Mark Lilla writes a great analysis of the rise of identity politics in the Wall Street Journal, The Liberal Crackup
All that began to change when the New Left shattered in the 1970s, in no small part due to identity issues. Blacks complained that white movement leaders were racist, feminists complained that they were sexist, and lesbians complained that straight feminists were homophobic. The main enemies were no longer capitalism and the military-industrial complex; they were fellow movement members who were not, as we would say today, sufficiently “woke.”

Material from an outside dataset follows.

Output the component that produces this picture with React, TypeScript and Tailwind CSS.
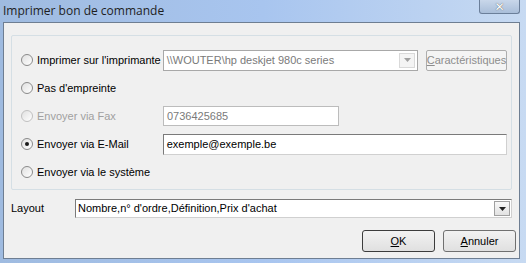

It was then that less radical liberal and progressive activists also began redirecting their energies away from party politics and toward a wide range of single-issue social movements. The forces at work in healthy party politics are centripetal; they encourage factions and interests to come together to work out common goals and strategies. They oblige everyone to think, or at least to speak, about the common good.
In movement politics, the forces are all centrifugal, encouraging splits into smaller and smaller factions obsessed with single issues and practicing rituals of ideological one-upmanship. Symbols take on outsize significance, especially in identity-based movements.
The results of this shift are now plain to see. The classic Democratic goal of bringing people from different backgrounds together for a single common project has given way to a pseudo-politics of self-regard and increasingly narrow and exclusionary self-definition. And what keeps this approach to politics alive is that it is cultivated in the colleges and universities where liberal elites are formed. Here again, we must look to the history of the New Left to understand how this happened.
The Republicans were weakened by their litany of litmus tests. The pro life crowd, the school prayer crowd, or the gun rights advocates would be intolerant of any variation from the orthodox position on THEIR issue. The Democrats were unified and won elections even with less than 50% of the vote.
Now the Democrats have fractured themselves and lost what was a critical advantage.